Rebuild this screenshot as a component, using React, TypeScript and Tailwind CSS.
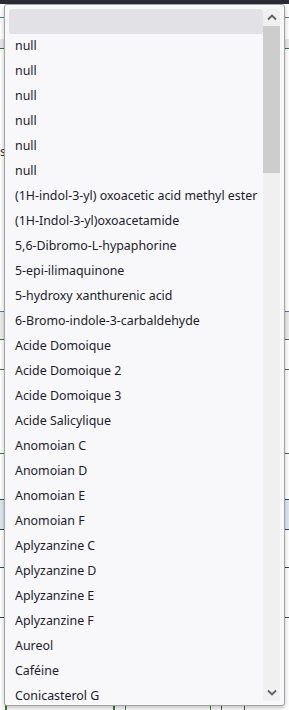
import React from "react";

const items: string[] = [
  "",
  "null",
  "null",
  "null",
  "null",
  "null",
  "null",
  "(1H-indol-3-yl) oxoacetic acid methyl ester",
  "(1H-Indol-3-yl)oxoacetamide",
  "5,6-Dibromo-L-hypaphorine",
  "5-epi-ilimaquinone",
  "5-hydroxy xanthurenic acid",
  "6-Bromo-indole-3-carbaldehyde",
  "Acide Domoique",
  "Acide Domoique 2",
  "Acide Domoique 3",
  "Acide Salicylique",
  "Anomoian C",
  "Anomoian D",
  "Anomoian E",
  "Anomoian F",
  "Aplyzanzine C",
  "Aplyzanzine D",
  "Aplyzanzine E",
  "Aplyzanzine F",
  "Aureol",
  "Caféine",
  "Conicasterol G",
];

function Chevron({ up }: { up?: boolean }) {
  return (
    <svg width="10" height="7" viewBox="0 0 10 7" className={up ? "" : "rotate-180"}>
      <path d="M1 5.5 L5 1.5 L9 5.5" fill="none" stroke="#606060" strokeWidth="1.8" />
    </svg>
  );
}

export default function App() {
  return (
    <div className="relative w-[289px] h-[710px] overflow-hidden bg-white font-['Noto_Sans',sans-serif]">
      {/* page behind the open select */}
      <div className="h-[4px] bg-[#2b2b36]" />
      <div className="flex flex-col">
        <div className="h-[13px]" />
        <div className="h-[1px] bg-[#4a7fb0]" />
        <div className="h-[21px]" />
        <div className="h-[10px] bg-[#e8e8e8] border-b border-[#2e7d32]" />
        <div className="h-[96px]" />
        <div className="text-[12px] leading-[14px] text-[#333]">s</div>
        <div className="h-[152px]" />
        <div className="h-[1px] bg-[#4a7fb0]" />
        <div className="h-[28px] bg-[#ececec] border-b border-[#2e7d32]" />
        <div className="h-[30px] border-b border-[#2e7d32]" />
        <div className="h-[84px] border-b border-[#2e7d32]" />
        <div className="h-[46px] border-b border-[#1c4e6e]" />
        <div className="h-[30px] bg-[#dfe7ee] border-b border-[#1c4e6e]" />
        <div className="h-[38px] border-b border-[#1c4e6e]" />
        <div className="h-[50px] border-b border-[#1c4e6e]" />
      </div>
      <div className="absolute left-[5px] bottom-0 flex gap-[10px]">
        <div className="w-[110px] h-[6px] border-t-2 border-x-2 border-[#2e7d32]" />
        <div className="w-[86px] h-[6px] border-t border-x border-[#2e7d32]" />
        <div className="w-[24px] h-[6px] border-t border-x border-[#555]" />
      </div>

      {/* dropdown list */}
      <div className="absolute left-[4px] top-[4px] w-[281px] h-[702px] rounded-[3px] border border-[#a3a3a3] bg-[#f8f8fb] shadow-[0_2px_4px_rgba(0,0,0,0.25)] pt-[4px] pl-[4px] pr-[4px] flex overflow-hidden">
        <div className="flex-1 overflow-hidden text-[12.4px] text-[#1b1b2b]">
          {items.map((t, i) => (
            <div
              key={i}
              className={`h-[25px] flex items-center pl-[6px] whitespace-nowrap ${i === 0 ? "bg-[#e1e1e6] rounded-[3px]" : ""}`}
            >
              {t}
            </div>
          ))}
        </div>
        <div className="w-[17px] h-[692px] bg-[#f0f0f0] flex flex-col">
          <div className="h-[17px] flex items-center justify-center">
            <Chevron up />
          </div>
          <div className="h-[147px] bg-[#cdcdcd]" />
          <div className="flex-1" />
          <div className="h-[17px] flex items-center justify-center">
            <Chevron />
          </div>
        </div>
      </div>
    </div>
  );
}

________________

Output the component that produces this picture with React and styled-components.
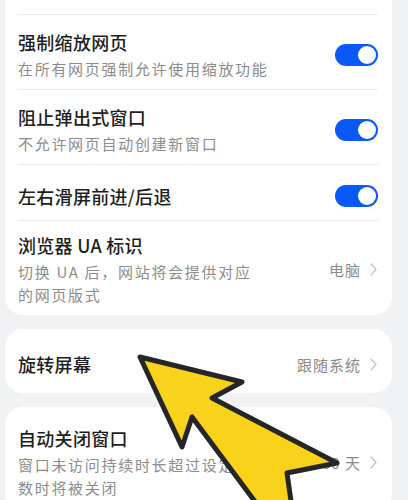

________________

Task goal:
Above this task is a listing with pictures in it. Retype only the lines from the one containing "Rebuild this screenshot" through the one containing "import React from", both included, and not the pictures.

Response for this exercise:
Rebuild this screenshot as a component, using React, TypeScript and Tailwind CSS.
import React from "react";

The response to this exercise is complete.